Task goal: Entries follow. Set all of them down as they stand.

----

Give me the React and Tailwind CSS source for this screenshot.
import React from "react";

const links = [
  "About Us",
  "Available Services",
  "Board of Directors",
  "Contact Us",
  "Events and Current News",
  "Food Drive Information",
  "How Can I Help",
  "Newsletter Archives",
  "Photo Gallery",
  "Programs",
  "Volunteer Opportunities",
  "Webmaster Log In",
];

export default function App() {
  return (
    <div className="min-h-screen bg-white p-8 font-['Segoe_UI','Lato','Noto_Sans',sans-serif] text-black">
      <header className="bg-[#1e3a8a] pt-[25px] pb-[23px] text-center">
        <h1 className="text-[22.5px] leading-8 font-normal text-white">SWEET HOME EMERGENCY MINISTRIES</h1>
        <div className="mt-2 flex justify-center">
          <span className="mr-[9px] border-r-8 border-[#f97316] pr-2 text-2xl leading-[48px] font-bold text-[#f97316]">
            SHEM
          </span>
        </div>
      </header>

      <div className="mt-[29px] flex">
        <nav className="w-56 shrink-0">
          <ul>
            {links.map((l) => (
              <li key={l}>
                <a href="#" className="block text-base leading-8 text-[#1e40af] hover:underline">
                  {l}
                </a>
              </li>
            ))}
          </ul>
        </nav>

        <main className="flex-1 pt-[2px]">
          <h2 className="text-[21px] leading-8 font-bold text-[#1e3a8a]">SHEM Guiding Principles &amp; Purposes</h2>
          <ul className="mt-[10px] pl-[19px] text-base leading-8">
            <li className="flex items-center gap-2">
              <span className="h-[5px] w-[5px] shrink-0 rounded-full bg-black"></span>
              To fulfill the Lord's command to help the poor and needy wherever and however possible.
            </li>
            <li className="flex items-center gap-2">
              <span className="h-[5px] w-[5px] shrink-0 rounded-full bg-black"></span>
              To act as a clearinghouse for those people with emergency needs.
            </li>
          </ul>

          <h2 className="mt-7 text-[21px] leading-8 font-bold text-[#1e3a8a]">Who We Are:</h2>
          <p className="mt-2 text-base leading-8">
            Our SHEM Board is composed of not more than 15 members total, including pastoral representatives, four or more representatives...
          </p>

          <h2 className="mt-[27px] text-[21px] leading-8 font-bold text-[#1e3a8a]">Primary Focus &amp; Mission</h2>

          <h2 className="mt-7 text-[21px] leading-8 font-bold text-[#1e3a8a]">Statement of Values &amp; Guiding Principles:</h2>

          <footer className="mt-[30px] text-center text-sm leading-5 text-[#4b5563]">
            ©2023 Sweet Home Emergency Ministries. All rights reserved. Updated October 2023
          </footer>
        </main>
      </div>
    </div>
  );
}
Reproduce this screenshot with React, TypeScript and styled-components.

----

Exercise result:
Give me the React and Tailwind CSS source for this screenshot.
import React from "react";

const links = [
  "About Us",
  "Available Services",
  "Board of Directors",
  "Contact Us",
  "Events and Current News",
  "Food Drive Information",
  "How Can I Help",
  "Newsletter Archives",
  "Photo Gallery",
  "Programs",
  "Volunteer Opportunities",
  "Webmaster Log In",
];

export default function App() {
  return (
    <div className="min-h-screen bg-white p-8 font-['Segoe_UI','Lato','Noto_Sans',sans-serif] text-black">
      <header className="bg-[#1e3a8a] pt-[25px] pb-[23px] text-center">
        <h1 className="text-[22.5px] leading-8 font-normal text-white">SWEET HOME EMERGENCY MINISTRIES</h1>
        <div className="mt-2 flex justify-center">
          <span className="mr-[9px] border-r-8 border-[#f97316] pr-2 text-2xl leading-[48px] font-bold text-[#f97316]">
            SHEM
          </span>
        </div>
      </header>

      <div className="mt-[29px] flex">
        <nav className="w-56 shrink-0">
          <ul>
            {links.map((l) => (
              <li key={l}>
                <a href="#" className="block text-base leading-8 text-[#1e40af] hover:underline">
                  {l}
                </a>
              </li>
            ))}
          </ul>
        </nav>

        <main className="flex-1 pt-[2px]">
          <h2 className="text-[21px] leading-8 font-bold text-[#1e3a8a]">SHEM Guiding Principles &amp; Purposes</h2>
          <ul className="mt-[10px] pl-[19px] text-base leading-8">
            <li className="flex items-center gap-2">
              <span className="h-[5px] w-[5px] shrink-0 rounded-full bg-black"></span>
              To fulfill the Lord's command to help the poor and needy wherever and however possible.
            </li>
            <li className="flex items-center gap-2">
              <span className="h-[5px] w-[5px] shrink-0 rounded-full bg-black"></span>
              To act as a clearinghouse for those people with emergency needs.
            </li>
          </ul>

          <h2 className="mt-7 text-[21px] leading-8 font-bold text-[#1e3a8a]">Who We Are:</h2>
          <p className="mt-2 text-base leading-8">
            Our SHEM Board is composed of not more than 15 members total, including pastoral representatives, four or more representatives...
          </p>

          <h2 className="mt-[27px] text-[21px] leading-8 font-bold text-[#1e3a8a]">Primary Focus &amp; Mission</h2>

          <h2 className="mt-7 text-[21px] leading-8 font-bold text-[#1e3a8a]">Statement of Values &amp; Guiding Principles:</h2>

          <footer className="mt-[30px] text-center text-sm leading-5 text-[#4b5563]">
            ©2023 Sweet Home Emergency Ministries. All rights reserved. Updated October 2023
          </footer>
        </main>
      </div>
    </div>
  );
}
Reproduce this screenshot with React, TypeScript and styled-components.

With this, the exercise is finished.